Your task
Make an exact copy of each entry, leaving out every picture.

Provided material

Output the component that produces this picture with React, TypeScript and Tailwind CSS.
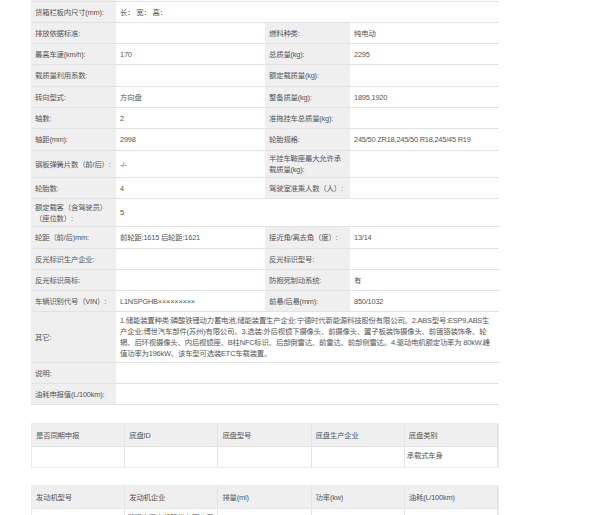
import React from "react";

type R = { h: number; a: string; b?: string; c?: string; d?: string; full?: boolean; wa?: boolean; wc?: boolean };
const rows: R[] = [
  { h: 21, a: "货箱栏板内尺寸(mm):", b: "长：  宽：  高：", full: true },
  { h: 21, a: "排放依据标准:", b: "", c: "燃料种类:", d: "纯电动" },
  { h: 21, a: "最高车速(km/h):", b: "170", c: "总质量(kg):", d: "2295" },
  { h: 22, a: "载质量利用系数:", b: "", c: "额定载质量(kg):", d: "" },
  { h: 21, a: "转向型式:", b: "方向盘", c: "整备质量(kg):", d: "1895,1920" },
  { h: 21, a: "轴数:", b: "2", c: "准拖挂车总质量(kg):", d: "" },
  { h: 22, a: "轴距(mm):", b: "2998", c: "轮胎规格:", d: "245/50 ZR18,245/50 R18,245/45 R19" },
  { h: 27, a: "钢板弹簧片数（前/后）:", b: "-/-", c: "半挂车鞍座最大允许承载质量(kg):", d: "", wc: true },
  { h: 21, a: "轮胎数:", b: "4", c: "驾驶室准乘人数（人）:", d: "" },
  { h: 28, a: "额定载客（含驾驶员）（座位数）:", b: "5", full: true, wa: true },
  { h: 22, a: "轮距（前/后)mm:", b: "前轮距:1615 后轮距:1621", c: "接近角/离去角（度）:", d: "13/14" },
  { h: 21, a: "反光标识生产企业:", b: "", c: "反光标识型号:", d: "" },
  { h: 21, a: "反光标识商标:", b: "", c: "防抱死制动系统:", d: "有" },
  { h: 21, a: "车辆识别代号（VIN）:", b: "L1NSPGHB×××××××××", c: "前悬/后悬(mm):", d: "850/1032" },
  {
    h: 51,
    a: "其它:",
    b: "1.储能装置种类:磷酸铁锂动力蓄电池,储能装置生产企业:宁德时代新能源科技股份有限公司。2.ABS型号:ESP9,ABS生产企业:博世汽车部件(苏州)有限公司。3.选装:外后视镜下摄像头、前摄像头、翼子板装饰摄像头、前镀铬装饰条、轮辋、后环视摄像头、内后视镜座、B柱NFC标识、后部倒雷达、前雷达、前部侧雷达。4.驱动电机额定功率为 80kW,峰值功率为196kW。该车型可选装ETC车载装置。",
    full: true,
  },
  { h: 21, a: "说明:", b: "", full: true },
  { h: 21, a: "油耗申报值(L/100km):", b: "", full: true },
];

const base = "flex items-center px-[4px] border-b border-[#e2e2e2] overflow-hidden ";
const lbl = base + "bg-[#efefef] ";
const val = base + "bg-white ";

function Small({ head, body }: { head: string[]; body: string[] }) {
  return (
    <div className="grid grid-cols-5 border border-[#ececec]">
      {head.map((t, i) => (
        <div key={i} className="bg-[#efefef] h-[22px] flex items-center px-[4px] border-r border-[#e4e4e4]">{t}</div>
      ))}
      {body.map((t, i) => (
        <div key={i} className="bg-white h-[21px] flex items-start pt-[3px] px-[2px] border-r border-t border-[#e4e4e4] whitespace-nowrap overflow-hidden">{t}</div>
      ))}
    </div>
  );
}

export default function App() {
  return (
    <div
      className="w-[600px] h-[515px] overflow-hidden bg-white text-[#555] text-[7.4px] leading-[11px] tracking-[-0.2px]"
      style={{ fontFamily: '"Liberation Sans","Noto Sans CJK SC",sans-serif' }}
    >
      <div className="ml-[31px] w-[468px]">
        <div className="h-[2px] border-b border-[#e2e2e2] flex">
          <div className="w-[85px] bg-[#efefef]" />
        </div>
        <div className="grid grid-cols-[85px_149px_85px_149px] border-r border-[#ececec]">
          {rows.map((r, i) =>
            r.full ? (
              <React.Fragment key={i}>
                <div className={lbl + (r.wa ? "" : "whitespace-nowrap")} style={{ height: r.h }}>{r.a}</div>
                <div className={val + "col-span-3 " + (r.h > 40 ? "" : "whitespace-nowrap")} style={{ height: r.h }}>{r.b}</div>
              </React.Fragment>
            ) : (
              <React.Fragment key={i}>
                <div className={lbl + "whitespace-nowrap"} style={{ height: r.h }}>{r.a}</div>
                <div className={val + "whitespace-nowrap"} style={{ height: r.h }}>{r.b}</div>
                <div className={lbl + (r.wc ? "" : "whitespace-nowrap")} style={{ height: r.h }}>{r.c}</div>
                <div className={val + "whitespace-nowrap"} style={{ height: r.h }}>{r.d}</div>
              </React.Fragment>
            )
          )}
        </div>
        <div className="mt-[18px]">
          <Small head={["是否同期申报", "底盘ID", "底盘型号", "底盘生产企业", "底盘类别"]} body={["", "", "", "", "承载式车身"]} />
        </div>
        <div className="mt-[17px]">
          <Small
            head={["发动机型号", "发动机企业", "排量(ml)", "功率(kw)", "油耗(L/100km)"]}
            body={["TZ220XSFDM80;TZ220XSZ", "浙江方正电机股份有限公司;", "", "", ""]}
          />
        </div>
      </div>
    </div>
  );
}
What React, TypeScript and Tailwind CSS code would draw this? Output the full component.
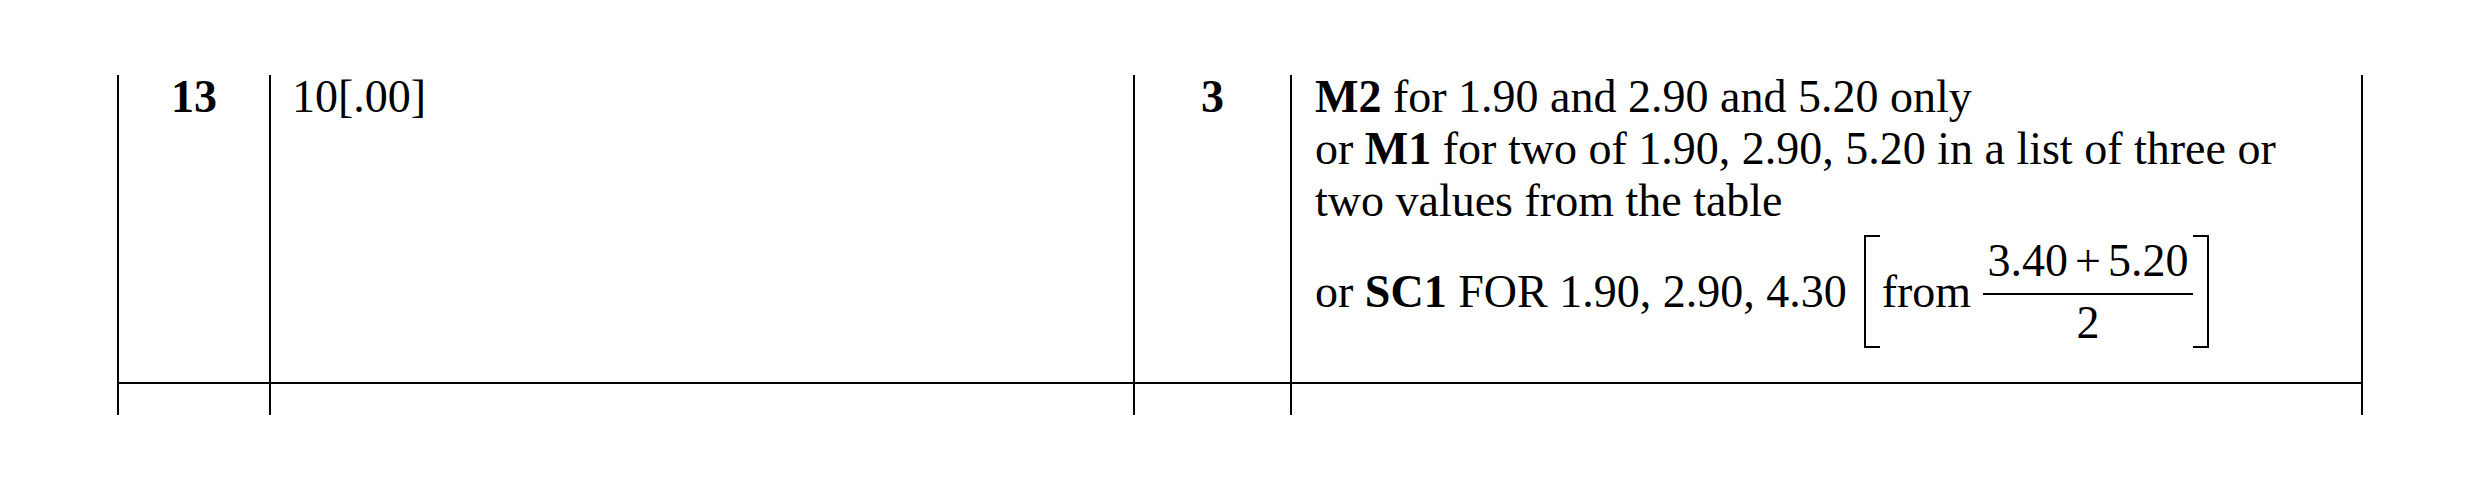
import React from "react";

const serif = { fontFamily: '"Liberation Serif", "Times New Roman", serif' };

function Fraction() {
  return (
    <div className="flex flex-col items-stretch w-[210px] ml-[12px]">
      <div className="h-[46px] leading-[46px] text-center whitespace-nowrap">
        3.40<span className="mx-[7px]">+</span>5.20
      </div>
      <div className="h-[2px] bg-black mt-[9px] mb-[5px]" />
      <div className="h-[46px] leading-[46px] text-center">2</div>
    </div>
  );
}

export default function App() {
  return (
    <div
      className="w-[2480px] h-[491px] bg-white text-black text-[46px] leading-[52px] pl-[117px] pt-[75px]"
      style={serif}
    >
      <div className="grid grid-cols-[152px_864px_157px_1073px]">
        {/* Row 1 */}
        <div className="h-[309px] border-l-2 border-b-2 border-black">
          <div className="-mt-[4px] text-center font-bold">13</div>
        </div>
        <div className="h-[309px] border-l-2 border-b-2 border-black pl-[21px]">
          <div className="-mt-[4px]">10[.00]</div>
        </div>
        <div className="h-[309px] border-l-2 border-b-2 border-black">
          <div className="-mt-[4px] text-center font-bold">3</div>
        </div>
        <div className="h-[309px] border-l-2 border-r-2 border-b-2 border-black pl-[23px]">
          <div className="-mt-[4px] whitespace-nowrap">
            <div>
              <b>M2</b> for 1.90 and 2.90 and 5.20 only
            </div>
            <div>
              or <b>M1</b> for two of 1.90, 2.90, 5.20 in a list of three or
            </div>
            <div>two values from the table</div>
            <div className="flex items-center mt-[8px]">
              <span>
                or <b>SC1</b> FOR 1.90, 2.90, 4.30
              </span>
              <div className="ml-[17px] w-[16px] h-[113px] border-l-2 border-t-2 border-b-2 border-black" />
              <span className="ml-[2px]">from</span>
              <Fraction />
              <div className="w-[16px] h-[113px] border-r-2 border-t-2 border-b-2 border-black" />
            </div>
          </div>
        </div>
        {/* Row 2 */}
        <div className="h-[31px] border-l-2 border-black" />
        <div className="h-[31px] border-l-2 border-black" />
        <div className="h-[31px] border-l-2 border-black" />
        <div className="h-[31px] border-l-2 border-r-2 border-black" />
      </div>
    </div>
  );
}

Written solution
Output the component that produces this picture with React, TypeScript and Tailwind CSS.
import React from "react";

type R = { h: number; a: string; b?: string; c?: string; d?: string; full?: boolean; wa?: boolean; wc?: boolean };
const rows: R[] = [
  { h: 21, a: "货箱栏板内尺寸(mm):", b: "长：  宽：  高：", full: true },
  { h: 21, a: "排放依据标准:", b: "", c: "燃料种类:", d: "纯电动" },
  { h: 21, a: "最高车速(km/h):", b: "170", c: "总质量(kg):", d: "2295" },
  { h: 22, a: "载质量利用系数:", b: "", c: "额定载质量(kg):", d: "" },
  { h: 21, a: "转向型式:", b: "方向盘", c: "整备质量(kg):", d: "1895,1920" },
  { h: 21, a: "轴数:", b: "2", c: "准拖挂车总质量(kg):", d: "" },
  { h: 22, a: "轴距(mm):", b: "2998", c: "轮胎规格:", d: "245/50 ZR18,245/50 R18,245/45 R19" },
  { h: 27, a: "钢板弹簧片数（前/后）:", b: "-/-", c: "半挂车鞍座最大允许承载质量(kg):", d: "", wc: true },
  { h: 21, a: "轮胎数:", b: "4", c: "驾驶室准乘人数（人）:", d: "" },
  { h: 28, a: "额定载客（含驾驶员）（座位数）:", b: "5", full: true, wa: true },
  { h: 22, a: "轮距（前/后)mm:", b: "前轮距:1615 后轮距:1621", c: "接近角/离去角（度）:", d: "13/14" },
  { h: 21, a: "反光标识生产企业:", b: "", c: "反光标识型号:", d: "" },
  { h: 21, a: "反光标识商标:", b: "", c: "防抱死制动系统:", d: "有" },
  { h: 21, a: "车辆识别代号（VIN）:", b: "L1NSPGHB×××××××××", c: "前悬/后悬(mm):", d: "850/1032" },
  {
    h: 51,
    a: "其它:",
    b: "1.储能装置种类:磷酸铁锂动力蓄电池,储能装置生产企业:宁德时代新能源科技股份有限公司。2.ABS型号:ESP9,ABS生产企业:博世汽车部件(苏州)有限公司。3.选装:外后视镜下摄像头、前摄像头、翼子板装饰摄像头、前镀铬装饰条、轮辋、后环视摄像头、内后视镜座、B柱NFC标识、后部倒雷达、前雷达、前部侧雷达。4.驱动电机额定功率为 80kW,峰值功率为196kW。该车型可选装ETC车载装置。",
    full: true,
  },
  { h: 21, a: "说明:", b: "", full: true },
  { h: 21, a: "油耗申报值(L/100km):", b: "", full: true },
];

const base = "flex items-center px-[4px] border-b border-[#e2e2e2] overflow-hidden ";
const lbl = base + "bg-[#efefef] ";
const val = base + "bg-white ";

function Small({ head, body }: { head: string[]; body: string[] }) {
  return (
    <div className="grid grid-cols-5 border border-[#ececec]">
      {head.map((t, i) => (
        <div key={i} className="bg-[#efefef] h-[22px] flex items-center px-[4px] border-r border-[#e4e4e4]">{t}</div>
      ))}
      {body.map((t, i) => (
        <div key={i} className="bg-white h-[21px] flex items-start pt-[3px] px-[2px] border-r border-t border-[#e4e4e4] whitespace-nowrap overflow-hidden">{t}</div>
      ))}
    </div>
  );
}

export default function App() {
  return (
    <div
      className="w-[600px] h-[515px] overflow-hidden bg-white text-[#555] text-[7.4px] leading-[11px] tracking-[-0.2px]"
      style={{ fontFamily: '"Liberation Sans","Noto Sans CJK SC",sans-serif' }}
    >
      <div className="ml-[31px] w-[468px]">
        <div className="h-[2px] border-b border-[#e2e2e2] flex">
          <div className="w-[85px] bg-[#efefef]" />
        </div>
        <div className="grid grid-cols-[85px_149px_85px_149px] border-r border-[#ececec]">
          {rows.map((r, i) =>
            r.full ? (
              <React.Fragment key={i}>
                <div className={lbl + (r.wa ? "" : "whitespace-nowrap")} style={{ height: r.h }}>{r.a}</div>
                <div className={val + "col-span-3 " + (r.h > 40 ? "" : "whitespace-nowrap")} style={{ height: r.h }}>{r.b}</div>
              </React.Fragment>
            ) : (
              <React.Fragment key={i}>
                <div className={lbl + "whitespace-nowrap"} style={{ height: r.h }}>{r.a}</div>
                <div className={val + "whitespace-nowrap"} style={{ height: r.h }}>{r.b}</div>
                <div className={lbl + (r.wc ? "" : "whitespace-nowrap")} style={{ height: r.h }}>{r.c}</div>
                <div className={val + "whitespace-nowrap"} style={{ height: r.h }}>{r.d}</div>
              </React.Fragment>
            )
          )}
        </div>
        <div className="mt-[18px]">
          <Small head={["是否同期申报", "底盘ID", "底盘型号", "底盘生产企业", "底盘类别"]} body={["", "", "", "", "承载式车身"]} />
        </div>
        <div className="mt-[17px]">
          <Small
            head={["发动机型号", "发动机企业", "排量(ml)", "功率(kw)", "油耗(L/100km)"]}
            body={["TZ220XSFDM80;TZ220XSZ", "浙江方正电机股份有限公司;", "", "", ""]}
          />
        </div>
      </div>
    </div>
  );
}
What React, TypeScript and Tailwind CSS code would draw this? Output the full component.
import React from "react";

const serif = { fontFamily: '"Liberation Serif", "Times New Roman", serif' };

function Fraction() {
  return (
    <div className="flex flex-col items-stretch w-[210px] ml-[12px]">
      <div className="h-[46px] leading-[46px] text-center whitespace-nowrap">
        3.40<span className="mx-[7px]">+</span>5.20
      </div>
      <div className="h-[2px] bg-black mt-[9px] mb-[5px]" />
      <div className="h-[46px] leading-[46px] text-center">2</div>
    </div>
  );
}

export default function App() {
  return (
    <div
      className="w-[2480px] h-[491px] bg-white text-black text-[46px] leading-[52px] pl-[117px] pt-[75px]"
      style={serif}
    >
      <div className="grid grid-cols-[152px_864px_157px_1073px]">
        {/* Row 1 */}
        <div className="h-[309px] border-l-2 border-b-2 border-black">
          <div className="-mt-[4px] text-center font-bold">13</div>
        </div>
        <div className="h-[309px] border-l-2 border-b-2 border-black pl-[21px]">
          <div className="-mt-[4px]">10[.00]</div>
        </div>
        <div className="h-[309px] border-l-2 border-b-2 border-black">
          <div className="-mt-[4px] text-center font-bold">3</div>
        </div>
        <div className="h-[309px] border-l-2 border-r-2 border-b-2 border-black pl-[23px]">
          <div className="-mt-[4px] whitespace-nowrap">
            <div>
              <b>M2</b> for 1.90 and 2.90 and 5.20 only
            </div>
            <div>
              or <b>M1</b> for two of 1.90, 2.90, 5.20 in a list of three or
            </div>
            <div>two values from the table</div>
            <div className="flex items-center mt-[8px]">
              <span>
                or <b>SC1</b> FOR 1.90, 2.90, 4.30
              </span>
              <div className="ml-[17px] w-[16px] h-[113px] border-l-2 border-t-2 border-b-2 border-black" />
              <span className="ml-[2px]">from</span>
              <Fraction />
              <div className="w-[16px] h-[113px] border-r-2 border-t-2 border-b-2 border-black" />
            </div>
          </div>
        </div>
        {/* Row 2 */}
        <div className="h-[31px] border-l-2 border-black" />
        <div className="h-[31px] border-l-2 border-black" />
        <div className="h-[31px] border-l-2 border-black" />
        <div className="h-[31px] border-l-2 border-r-2 border-black" />
      </div>
    </div>
  );
}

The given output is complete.